DIRECTV Blackout, the Sequel
Programming disputes that lead to blackouts are popping up with increasing frequencies, with DIRECTV again dealing with a blackout of local broadcast channels. Less than three months after settling its dispute with Nexstar and bringing back its local affiliates, it failed to reach an agreement with Tegna.
Tegna is a much smaller player than Nexstar, but the dispute still meant 64 stations around the country – typically in smaller or mid-sized markets, went dark. That’s bad news for folks looking to watch the array of college football and NFL games this weekend.
The two sides seem far apart, according to DIRECTV Chief Content Officer Rob Thun.

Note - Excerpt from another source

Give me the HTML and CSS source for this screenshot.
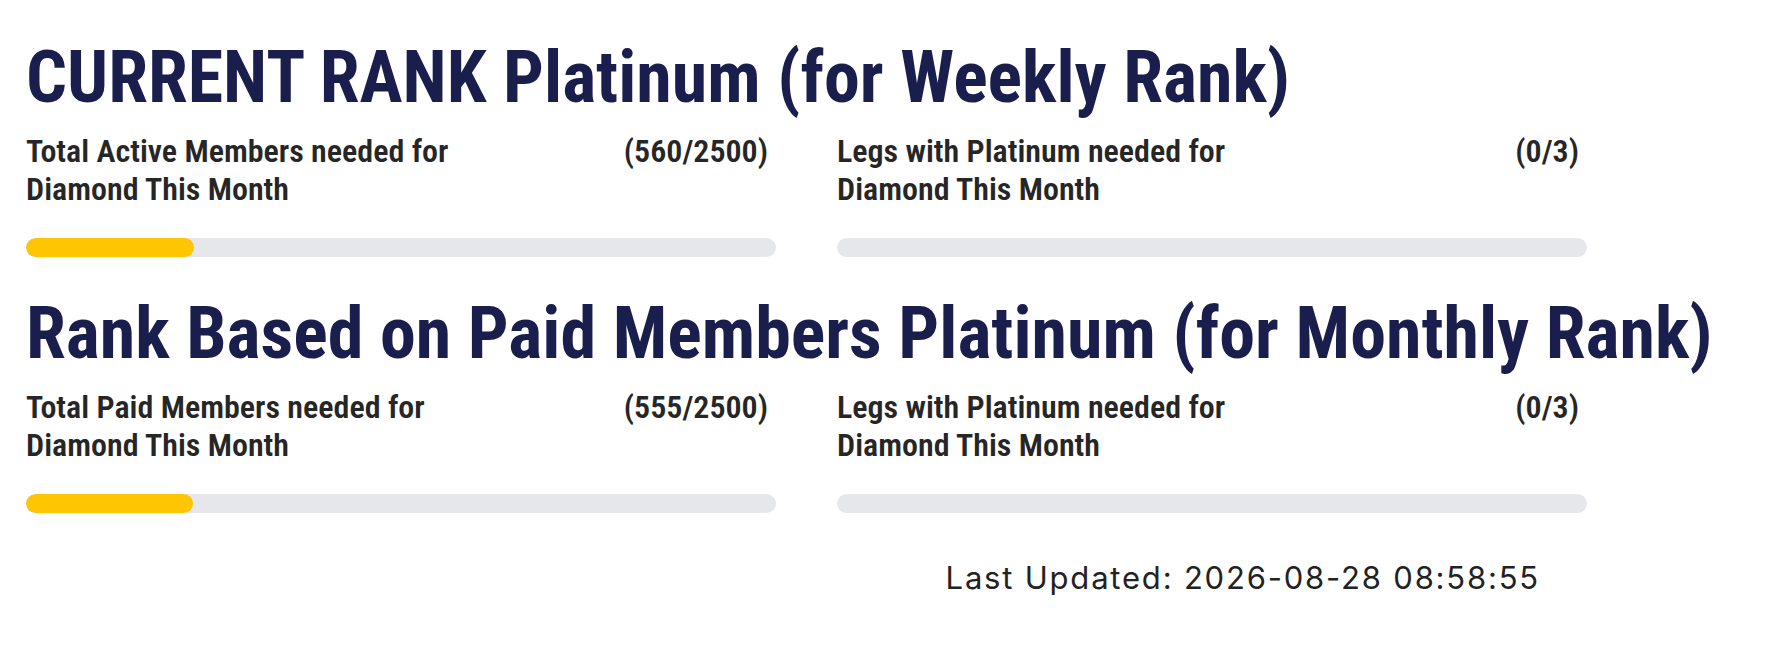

Another wrinkle was DIRECTV’s offer for Tegna to sell local channels a la carte, something the broadcast owner rejected.
The last dispute lasted two and a half months. We’ll see how long this one lasts.
Subscriber Defections at Sports Cable Networks
It’s not a secret that cord cutting is hitting the networks hard. But thanks to Nielsen, we have some data on just how hard.
ESPN, one of the top-rated cable networks, lost 4 million subscribers in the last year, according to a report from Nielsen and published by SportsTVRatings. The MLB Network, meanwhile, lost 11 million, or more than a quarter of its subscribers. FS1 lost more than 3 million, BTN lost more than 2 million, and TNT lost more than 4 million.
It’s no surprise regional sports networks are crumbling and many sports teams are looking to bring their games back to local channels.
Cable TV Expected to Hit New Low
Speaking of cable’s decline. A new study from GlobalData projects that pay TV could hit a new low by 2028, with just a third of U.S. households subscribing to a cable or satellite TV service. The number of pay TV subscriptions should fall below 50% by 2025.
The numbers offer a stark illustration of how much of an impact cord cutters and cord nevers – people who never bothered to sign up for cable TV in the first place – are having on the industry.
It’s happening quicker than you think. By the end of the year, the number of cord cutters could surpass the number of viewers of cable and satellite TV, according to Insider Intelligence.
What’s a Super Bundle?
Get ready to hear the term “super bundle” a lot more. That’s the concept that you’ll start working with one company to manage and pay for all of your different subscriptions? Sound ludicrous? Verizon’s already doing it with its +Play store, which offers everything from Peloton to Apple One services.
The other wireless players and cable companies, which already have your payment information, are racing to offer similar services. You already see it with Amazon, which is trying to be the one-stop shop for streaming services with its Prime Channels program, which lets you subscribe to Max, Paramount+, and Crunchyroll, among other different services, and pay for it through Amazon.
FCC Wants to Speed Up Fiber Buildout
The Federal Communications Commission plans to hold a vote on rules about attaching equipment on poles. This seemingly simple procedural issue could actually clear some red tape and allow telecom companies to roll out fiber lines faster, giving more people access to higher broadband speeds.
Talking about broadband deployment is easy, but it’s often these seemingly small issues like access to a pole – and clearing up disagreements like who should pay for the attachments to the pole – that make a big difference in how quickly these networks are actually deployed.